Due to this, pre-SFDR fund management agreements may need “re-papering” to clarify responsibilities. Conlon says it’s important that the management agreement in place between a ManCo and a delegate investment manager clearly outlines the responsible party for SFDR compliance.

“If a ManCo did not revisit their management agreements upon the introduction of SFDR, there are potential gaps that need papering. Otherwise, responsibility for SFDR compliance will default to the ManCo,” he says. “So, the impetus for the clarification of these responsibilities lies with the ManCos. When something goes wrong, the parties could become entrenched if they have not contracted who is responsible for SFDR compliance.”

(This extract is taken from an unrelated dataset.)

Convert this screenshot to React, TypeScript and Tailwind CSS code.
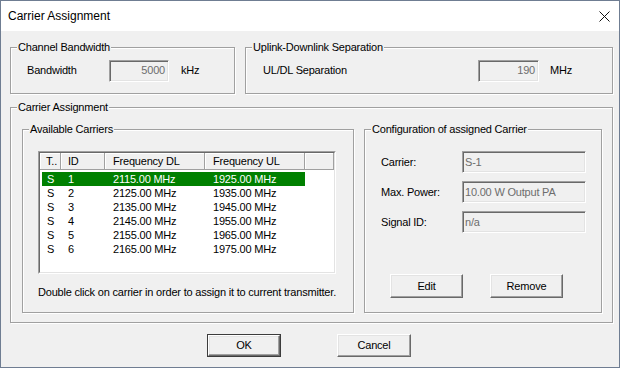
import React from "react";

function GroupBox({
  title,
  className = "",
  children,
}: {
  title: string;
  className?: string;
  children?: React.ReactNode;
}) {
  return (
    <div
      className={`relative border border-[#a0a0a0] shadow-[inset_1px_1px_0_#fff,1px_1px_0_#fff] ${className}`}
    >
      <span className="absolute -top-[7px] left-[6px] bg-[#f0f0f0] px-[1px] leading-[13px] whitespace-nowrap">
        {title}
      </span>
      {children}
    </div>
  );
}

function Field({
  children,
  className = "",
}: {
  children?: React.ReactNode;
  className?: string;
}) {
  return (
    <div
      className={`h-[22px] flex items-center bg-[#f0f0f0] text-[#6d6d6d] border border-t-[#a0a0a0] border-l-[#a0a0a0] border-r-white border-b-white shadow-[inset_1px_1px_0_#696969,inset_-1px_-1px_0_#e3e3e3] ${className}`}
    >
      {children}
    </div>
  );
}

function Btn({
  children,
  className = "",
  def = false,
}: {
  children?: React.ReactNode;
  className?: string;
  def?: boolean;
}) {
  const inner = (
    <div className="h-full w-full flex items-center justify-center bg-[#f0f0f0] border border-t-white border-l-white border-r-[#696969] border-b-[#696969] shadow-[inset_-1px_-1px_0_#a0a0a0,inset_1px_1px_0_#e3e3e3]">
      {children}
    </div>
  );
  if (def) {
    return <div className={`border border-[#3c3c3c] ${className}`}>{inner}</div>;
  }
  return <div className={className}>{inner}</div>;
}

const rows = [
  ["S", "1", "2115.00 MHz", "1925.00 MHz"],
  ["S", "2", "2125.00 MHz", "1935.00 MHz"],
  ["S", "3", "2135.00 MHz", "1945.00 MHz"],
  ["S", "4", "2145.00 MHz", "1955.00 MHz"],
  ["S", "5", "2155.00 MHz", "1965.00 MHz"],
  ["S", "6", "2165.00 MHz", "1975.00 MHz"],
];

function HeaderCell({
  children,
  className = "",
}: {
  children?: React.ReactNode;
  className?: string;
}) {
  return (
    <div
      className={`h-full flex items-center whitespace-nowrap overflow-hidden border-r border-b border-[#a0a0a0] shadow-[inset_1px_1px_0_#fff] ${className}`}
    >
      {children}
    </div>
  );
}

function ListView() {
  return (
    <div className="w-[298px] h-[123px] border border-t-[#a0a0a0] border-l-[#a0a0a0] border-r-white border-b-white">
      <div className="w-full h-full bg-white border border-t-[#696969] border-l-[#696969] border-r-[#e3e3e3] border-b-[#e3e3e3] flex flex-col">
        <div className="h-[17px] flex bg-[#f0f0f0] shrink-0">
          <HeaderCell className="w-[21px] pl-[6px]">T..</HeaderCell>
          <HeaderCell className="w-[44px] pl-[7px]">ID</HeaderCell>
          <HeaderCell className="w-[100px] pl-[8px]">Frequency DL</HeaderCell>
          <HeaderCell className="w-[100px] pl-[8px]">Frequency UL</HeaderCell>
          <HeaderCell className="flex-1" />
        </div>
        <div className="mt-[2px] flex flex-col">
          {rows.map((r, i) => (
            <div
              key={i}
              className={`ml-[2px] w-[263px] h-[14px] flex items-center whitespace-nowrap ${
                i === 0 ? "bg-[#008000] text-white" : "text-black"
              }`}
            >
              <div className="w-[19px] pl-[5px]">{r[0]}</div>
              <div className="w-[44px] pl-[7px]">{r[1]}</div>
              <div className="w-[100px] pl-[8px]">{r[2]}</div>
              <div className="w-[100px] pl-[8px]">{r[3]}</div>
            </div>
          ))}
        </div>
      </div>
    </div>
  );
}

export default function App() {
  return (
    <div className="w-[620px] h-[368px] border border-[#6f7d92] flex flex-col bg-[#f0f0f0] font-['Liberation_Sans',Arial,sans-serif] text-[11px] leading-[13px] tracking-[-0.2px] text-black overflow-hidden">
      {/* Title bar */}
      <div className="h-[30px] shrink-0 bg-white flex items-center pl-[7px] pr-[9px]">
        <span className="text-[12px] leading-[16px] tracking-normal">Carrier Assignment</span>
        <svg className="ml-auto" width="11" height="11" viewBox="0 0 11 11">
          <path d="M0.5 0.5L10.5 10.5M10.5 0.5L0.5 10.5" stroke="#111" strokeWidth="1" />
        </svg>
      </div>

      {/* Body */}
      <div className="flex-1 flex flex-col pl-[9px] pr-[6px]">
        {/* Row 1 */}
        <div className="flex mt-[16px] gap-[10px]">
          <GroupBox
            title="Channel Bandwidth"
            className="w-[225px] h-[47px] flex items-center pl-[16px]"
          >
            <span className="w-[82px]">Bandwidth</span>
            <Field className="w-[60px] justify-end pr-[3px]">5000</Field>
            <span className="ml-[12px]">kHz</span>
          </GroupBox>
          <GroupBox
            title="Uplink-Downlink Separation"
            className="w-[368px] h-[47px] flex items-center pl-[17px]"
          >
            <span className="w-[215px]">UL/DL Separation</span>
            <Field className="w-[61px] justify-end pr-[3px]">190</Field>
            <span className="ml-[11px]">MHz</span>
          </GroupBox>
        </div>

        {/* Carrier Assignment */}
        <GroupBox
          title="Carrier Assignment"
          className="mt-[13px] h-[216px] flex gap-[10px] pt-[21px] pl-[11px]"
        >
          <GroupBox title="Available Carriers" className="w-[332px] h-[184px] flex flex-col pl-[15px] pt-[21px]">
            <ListView />
            <div className="mt-[12px] whitespace-nowrap">
              Double click on carrier in order to assign it to current transmitter.
            </div>
          </GroupBox>
          <GroupBox
            title="Configuration of assigned Carrier"
            className="w-[238px] h-[184px] flex flex-col pl-[16px] pt-[21px]"
          >
            <div className="flex items-center">
              <span className="w-[81px]">Carrier:</span>
              <Field className="w-[124px] pl-[2px]">S-1</Field>
            </div>
            <div className="flex items-center mt-[8px]">
              <span className="w-[81px]">Max. Power:</span>
              <Field className="w-[124px] pl-[2px]">10.00 W Output PA</Field>
            </div>
            <div className="flex items-center mt-[8px]">
              <span className="w-[81px]">Signal ID:</span>
              <Field className="w-[124px] pl-[2px]">n/a</Field>
            </div>
            <div className="flex gap-[27px] mt-[41px] ml-[9px]">
              <Btn className="w-[73px] h-[24px]">Edit</Btn>
              <Btn className="w-[73px] h-[24px]">Remove</Btn>
            </div>
          </GroupBox>
        </GroupBox>

        {/* Bottom buttons */}
        <div className="flex justify-center gap-[56px] mt-[11px] pr-[5px]">
          <Btn def className="w-[74px] h-[23px]">OK</Btn>
          <Btn className="w-[74px] h-[23px]">Cancel</Btn>
        </div>
      </div>
    </div>
  );
}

“If a ManCo did not revisit their management agreements upon the introduction of SFDR, there are potentially gaps that need papering. Otherwise, responsibility for SFDR compliance will default to the ManCo.”

The third-party ManCo market – where the management company entity is outsourced – has seen huge growth in recent years, both in Ireland and Luxembourg.

Fund administration firms or legal firms, including Maples, are the main providers of these services.

In its research, Maples found that third-party ManCos manage 35% of all Irish-domiciled funds and in aggregate manage approximately 25% of all Irish-domiciled Article 8 and Article 9 funds. Conlon says these providers were shown to be placing reliance on delegate investment managers for SFDR compliance.

Website disclosures

More broadly, the Maples report notes that there needs to be a focus on SFDR website disclosure content and location rules – i.e., that the sustainability disclosures are located in the appropriate area of the website that is labelled ‘Sustainability-related Disclosures’.

Maples studied the websites of the top 30 managers in Ireland and found a high level of compliance with sustainability disclosures. However, the disclosures were not always located under a dedicated ‘Sustainability-related Disclosures’ section, meaning finding a firm’s disclosures could be “challenging”.